Friday, July 19, 2013

Finca life

Our return to San Rafael brought us to our new home for 6 months, a tranquil little finca (= farm) just outside of town, far enough to give it the feel of country living, but with easy access to amenities.  The owners of the finca are from the states and needed to get home for about 6 months.  We hit it off with them immediately, and perhaps just as important, hit it off with their pets, too.

looking up the driveway to the main house and community quincho (San Rafael)
(view of the finca as you turn into the driveway)

A 2 week overlap gave Jill a great chance to learn what life on the finca was all about (Mike was slacking back in the states for most of that time).  The crash course was enough to give us a grasp of what to do, but you know how the unexpected can just pop up...

The first major topic that Jill covered was the garden. They have a nice garden behind the small house that already contained a number of plants (including enough tomatoes to impress a Spaniard in August). Since Jill really enjoys gardening, this piece of the puzzle made sense right off the bat: some weeding, some harvesting, some planting, and lots of salsa making.

Another major topic that was covered was beekeeping. There are about 20 beeboxes housing tens of thousands of bees which provide lots of deep, rich honey. Is it worth it? Maybe...

Beekeeping at the finca (San Rafael)
(those bee suits are great and all, if they are secured well)

3 bee stings makes Jill look like this (San Rafael)
(3 bees to the face makes Jill look like this. And she's not even allergic!)

honey collection in San Rafael
(extracting the honey in a safer environment)

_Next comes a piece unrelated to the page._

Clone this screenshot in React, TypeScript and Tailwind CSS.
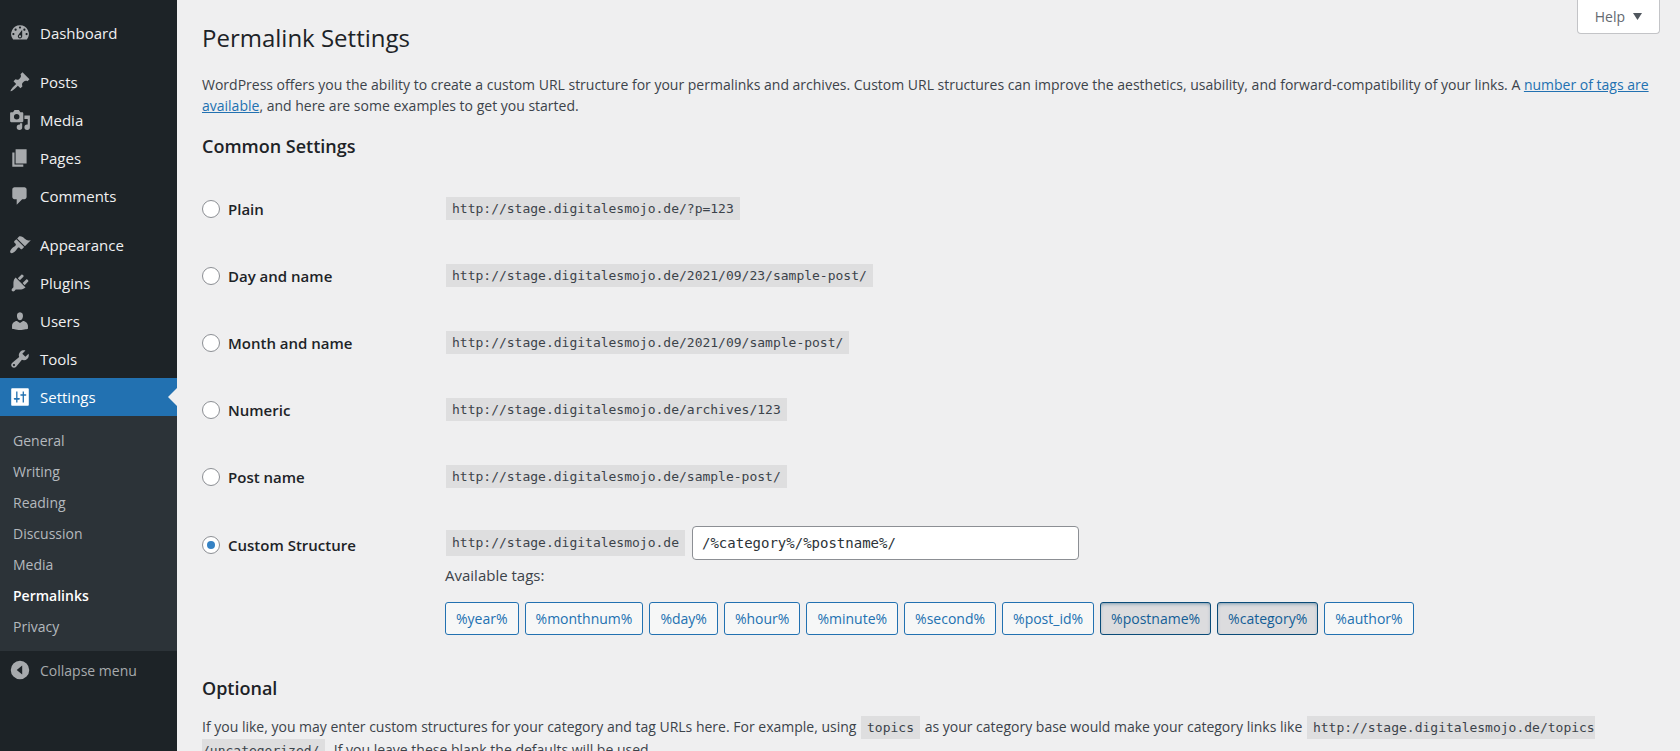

Jill also had the opportunity to learn about taking care of the 20 or so chickens (and a rooster or two). While these strange little creatures can be a lot noisier than the bees, they don't bite (as long as you put the food down quickly).

chickens in action (San Rafael)
(I think those chickens are going to get drunk)

The rest of the farm animals consist of 6 beef cows, not dairy, so fairly hands-off. The overview of taking care of them is to keep them in the fenced in paddock. And words were exchanged with both Jill and Mike about how you can herd them into a new paddock, making it sound like such a simple exercise. Well, we did end up moving them to a new paddock, and to any lucky spectators, the exercise must have looked absolutely ridiculous. We set up an electric fence so that both of the grazing areas, old and new, were surrounded. It made sense to just make a little hallway of electric fence to connect the two areas and walk the cows on through. Sounds so easy. We spent the better part of an afternoon walking around in circles trying to convince the stubborn creatures to go through to the other side. We even managed to get one of the six over there that afternoon, but only for a short time. One cow even jumped a section of electric fence, from the "hallway" back into the old paddock (thankfully he landed back in the enclosure), which we didn't even think was possible. After all that fuss, we gave up on them that evening, but left the hallway open that night (it just crossed our own driveway). Sure enough, all of them found the new grazing land that night on their own. That easy, huh...

hi cows (San Rafael)
(these innocent looking beasts can be quite the handful)

But the truly important animals we are here to take care of are Max and Jezebel, the dog and cat. They are both such good pets and love attention, so we do what we can to keep them happy.

Max upside down
(this is Max ready for some attention)

Jezebel often has her little paws on the air
(and this is Jezebel ready for some attention)

One of those unexpected events popped up when Max got sick in the first week that we were on our own.  Apparently he hasn't been sick for the past 4 years of living in Argentina, and was rarely if ever sick before that.  It just happened to hit him now.  It was a stressful day to figure out how to get him to the vet (chocolate lab with Jill and me would be a challenge on the TA) but once we got him there and got him taken care of, he was back to his old self almost immediately.  Which was a huge relief for us.

a usual evening scene in the main house with Jezebel and Max enjoying the fire (San Rafael)

We will be here holding down the finca until November 1, when we will loop back through Uruguay then check out Buenos Aires before heading home.

It's true. The motojeros American travel adventure is coming to a close. Both of us have mixed emotions about that fact. For now, we'll take advantage of our chance to hang out for the winter in San Rafael.

beautiful sunset in San Rafael


  1. Sweet! I'm jealous, but I am in Ames IA right now, so Ha!
    Safe travels, miss you guys

    1. Ha! If you end up campaigning around Iowa for awhile, maybe we'll see you in the mid west. If not, we'll shoot for Colorado. -Stew

  2. Dear Stew, paul fair here. Hanging with Mike and wondering what ur up to. Post something and us what ur up to. Be well and do good

    1. Hey Paul - good to hear from you. We had some extra excitement in Argentina that brought us back to the states early. Should be in Denver by December!!!! Hope you (and the silent Mike) are well and stay that way. See you in a few weeks...

  3. Two years and no updates? I take it you're not riding back to the US? Are you ready to detail this 'extra excitement' yet?